Generally, the countries around the globe with freer markets do better in most if not all measures than their more protectionist counterparts.
Here is another argument:
Every great manufacturing power rose to its heights with an effective tariff to assure the home market. That includes:
England
France
Germany
Sweden
The Soviet Union (not quite but they were closed to foreign products politically)
The US
Japan
China (do it now)
The UK, Russia, France and American have seen their manufacturing economies collapse when they opened up their markets.
Sweden was kind of free trade, but they have very heavy consumption/value added taxes which effectively functioned the same way as a tariff.
There is not a single example of a “free trade” state building up a impressive manufacturing sector except Singapore and Hong Kong, but these were city states, not nations. One could argue that the that in both cases was due to their location alone that allowed this. Every single major country that became a manufacturing giant did it with a tariff/value added tax system designed to protect their own industries.
I would put the Free Trade guys in with other utopians. They refer to Ricardo and Adam Smith as if their books from the late 18th and early 19th century are handed down from G-d, rather than the works of fallible men looking at similarly constrained small European states.
Their ideas sound great, they should work, but history shows us...they do not.
And that leaves out the idea of free trade implies free movement of capitol and people, which is a similarly a bad idea.
What if the potential international trading partner is, say, a country that uses slave labor to manufacture their products? Or a country that supports terrorism?
Should the United States not be "restricting trade" with such nations?

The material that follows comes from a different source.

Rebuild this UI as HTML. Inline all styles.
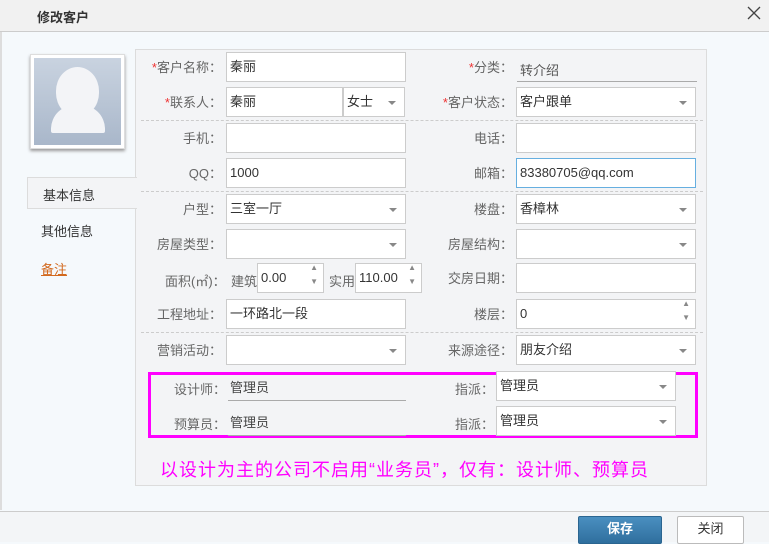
<!DOCTYPE html>
<html><head><meta charset="utf-8"><style>
*{margin:0;padding:0;box-sizing:border-box}
body{width:769px;height:542px;overflow:hidden;background:#f5f9fc;font-family:"Liberation Sans","Noto Sans CJK SC",sans-serif;font-size:13px;color:#555;position:relative}
.a{position:absolute}
.title{left:0;top:0;width:769px;height:32px;background:#f1f1f1;border-bottom:1px solid #ccc}
.panel{left:135px;top:49px;width:572px;height:437px;background:#f3f4f6;border:1px solid #dcdcdc}
.lab{text-align:right;width:120px;font-size:13px;color:#666;line-height:16px}
.inp{height:30px;background:#fff;border:1px solid #ccc;padding-left:3px;line-height:28px;color:#333;font-size:13px}
.dd:after{content:"";position:absolute;right:8px;top:13px;border-left:4px solid transparent;border-right:4px solid transparent;border-top:4px solid #888}
.dash{left:141px;width:562px;border-top:1px dashed #ccc;height:0}
.st{color:#e33}
</style></head><body>
<div class="a title"></div>
<div class="a" style="left:37px;top:7px;font-size:13px;color:#333;font-weight:bold">修改客户</div>
<svg class="a" style="left:747px;top:6px" width="14" height="14"><path d="M1 1L13 13M13 1L1 13" stroke="#444" stroke-width="1.3"/></svg>
<div class="a" style="left:0;top:32px;width:2px;height:478px;background:#ddd"></div>
<div class="a" style="left:30px;top:54px;width:95px;height:95px;background:#fff;border:1px solid #ddd;box-shadow:0 2px 3px #999"></div>
<div class="a" style="left:34px;top:58px;width:87px;height:87px;background:linear-gradient(#c9d3e0,#a9b7ca)"></div>
<div class="a" style="left:56px;top:67px;width:43px;height:50px;border-radius:50%/48%;background:#f3f4f7"></div>
<div class="a" style="left:51px;top:105px;width:54px;height:28px;border-radius:24px 24px 2px 2px;background:#f3f4f7"></div>
<div class="a panel"></div>
<div class="a" style="left:27px;top:177px;width:110px;height:32px;background:#f3f4f6;border:1px solid #dcdcdc;border-right:none"></div>
<div class="a" style="left:43px;top:185px;color:#333">基本信息</div>
<div class="a" style="left:41px;top:221px;color:#333">其他信息</div>
<div class="a" style="left:41px;top:259px;color:#d2691e;text-decoration:underline">备注</div>

<div class="a dash" style="top:120px"></div>
<div class="a dash" style="top:191px"></div>
<div class="a dash" style="top:332px"></div>

<div class="a lab" style="left:102px;top:60px"><span class="st">*</span>客户名称：</div>
<div class="a inp" style="left:226px;top:52px;width:180px">秦丽</div>
<div class="a lab" style="left:102px;top:95px"><span class="st">*</span>联系人：</div>
<div class="a inp" style="left:226px;top:87px;width:117px">秦丽</div>
<div class="a inp dd" style="left:343px;top:87px;width:62px">女士</div>
<div class="a lab" style="left:102px;top:131px">手机：</div>
<div class="a inp" style="left:226px;top:123px;width:180px"></div>
<div class="a lab" style="left:102px;top:166px">QQ：</div>
<div class="a inp" style="left:226px;top:158px;width:180px">1000</div>
<div class="a lab" style="left:102px;top:202px">户型：</div>
<div class="a inp dd" style="left:226px;top:194px;width:180px">三室一厅</div>
<div class="a lab" style="left:102px;top:237px">房屋类型：</div>
<div class="a inp dd" style="left:226px;top:229px;width:180px"></div>
<div class="a" style="left:165px;top:271px;color:#666">面积(㎡)：</div>
<div class="a" style="left:231px;top:271px;color:#666">建筑</div>
<div class="a inp" style="left:257px;top:263px;width:67px">0.00<span style="position:absolute;right:5px;top:-3px;font-size:8px;color:#888;line-height:14px">▲<br>▼</span></div>
<div class="a" style="left:329px;top:271px;color:#666">实用</div>
<div class="a inp" style="left:355px;top:263px;width:67px">110.00<span style="position:absolute;right:5px;top:-3px;font-size:8px;color:#888;line-height:14px">▲<br>▼</span></div>
<div class="a lab" style="left:102px;top:307px">工程地址：</div>
<div class="a inp" style="left:226px;top:299px;width:180px">一环路北一段</div>
<div class="a lab" style="left:102px;top:343px">营销活动：</div>
<div class="a inp dd" style="left:226px;top:335px;width:180px"></div>

<div class="a lab" style="left:393px;top:60px"><span class="st">*</span>分类：</div>
<div class="a" style="left:517px;top:60px;width:180px;height:22px;border-bottom:1px solid #aaa;padding-left:3px;color:#555">转介绍</div>
<div class="a lab" style="left:393px;top:95px"><span class="st">*</span>客户状态：</div>
<div class="a inp dd" style="left:516px;top:87px;width:180px">客户跟单</div>
<div class="a lab" style="left:393px;top:131px">电话：</div>
<div class="a inp" style="left:516px;top:123px;width:180px"></div>
<div class="a lab" style="left:393px;top:166px">邮箱：</div>
<div class="a inp" style="left:516px;top:158px;width:180px;border-color:#66afe0">83380705@qq.com</div>
<div class="a lab" style="left:393px;top:202px">楼盘：</div>
<div class="a inp dd" style="left:516px;top:194px;width:180px">香樟林</div>
<div class="a lab" style="left:393px;top:237px">房屋结构：</div>
<div class="a inp dd" style="left:516px;top:229px;width:180px"></div>
<div class="a lab" style="left:393px;top:271px">交房日期：</div>
<div class="a inp" style="left:516px;top:263px;width:180px"></div>
<div class="a lab" style="left:393px;top:307px">楼层：</div>
<div class="a inp" style="left:516px;top:299px;width:180px">0<span style="position:absolute;right:5px;top:-3px;font-size:8px;color:#888;line-height:14px">▲<br>▼</span></div>
<div class="a lab" style="left:393px;top:343px">来源途径：</div>
<div class="a inp dd" style="left:516px;top:335px;width:180px">朋友介绍</div>

<div class="a" style="left:148px;top:372px;width:550px;height:66px;border:3px solid #f0f"></div>
<div class="a" style="left:174px;top:379px;color:#666">设计师：</div>
<div class="a" style="left:228px;top:377px;width:178px;height:24px;border-bottom:1px solid #aaa;padding-left:2px;color:#444">管理员</div>
<div class="a" style="left:174px;top:414px;color:#666">预算员：</div>
<div class="a" style="left:228px;top:412px;width:178px;height:24px;border-bottom:1px solid #aaa;padding-left:2px;color:#444">管理员</div>
<div class="a" style="left:455px;top:379px;color:#666">指派：</div>
<div class="a inp dd" style="left:496px;top:371px;width:180px">管理员</div>
<div class="a" style="left:455px;top:414px;color:#666">指派：</div>
<div class="a inp dd" style="left:496px;top:406px;width:180px">管理员</div>

<div class="a" style="left:160px;top:456px;font-size:18px;letter-spacing:1px;color:#f0f;white-space:nowrap">以设计为主的公司不启用“业务员”，仅有：设计师、预算员</div>

<div class="a" style="left:0;top:511px;width:769px;height:31px;background:#f3f5f7;border-top:1px solid #ccc"></div>
<div class="a" style="left:578px;top:516px;width:84px;height:28px;background:linear-gradient(#4a8fc0,#2f6f9e);border:1px solid #2a6590;border-radius:2px;color:#fff;font-weight:bold;text-align:center;line-height:24px">保存</div>
<div class="a" style="left:677px;top:516px;width:67px;height:28px;background:#fff;border:1px solid #bbb;border-radius:2px;color:#333;text-align:center;line-height:24px">关闭</div>
</body></html>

These are perhaps extreme examples of justification for "restricting trade", but they perfectly illustrate the principle that there can potentially be legitimate moral reasons for adopting restrictive trade policies towards a nation—cases where refusing to restrict such trade might very well result in nurturing Tyranny in the World, and ultimately endangering our own national security.
One might readily posit many situations where the notion of restricting trade with a given nation would make compelling sense.
Thus, dogmatically insisting that "Restricting Trade Is Calamitous Policy" in all cases is simply naive, and to blithely cling to such policy, for the Unites States, "Beacon of the World", is simply not realistic or advisable, IMHO. Similarly, there shouldn't be similar dogma regarding the opposite extreme: always trying to restrict trade.
Was it a Russian Marxist somewhere who once said that "capitalists will sell you the rope that you use to hang them with"?
Name a country... there is NO way this nation has been a 'protectionist' country. .ell we will not even control our borders. I go to War-Mart and it is like I left the US. And I am not just describing the hoards from our southern border.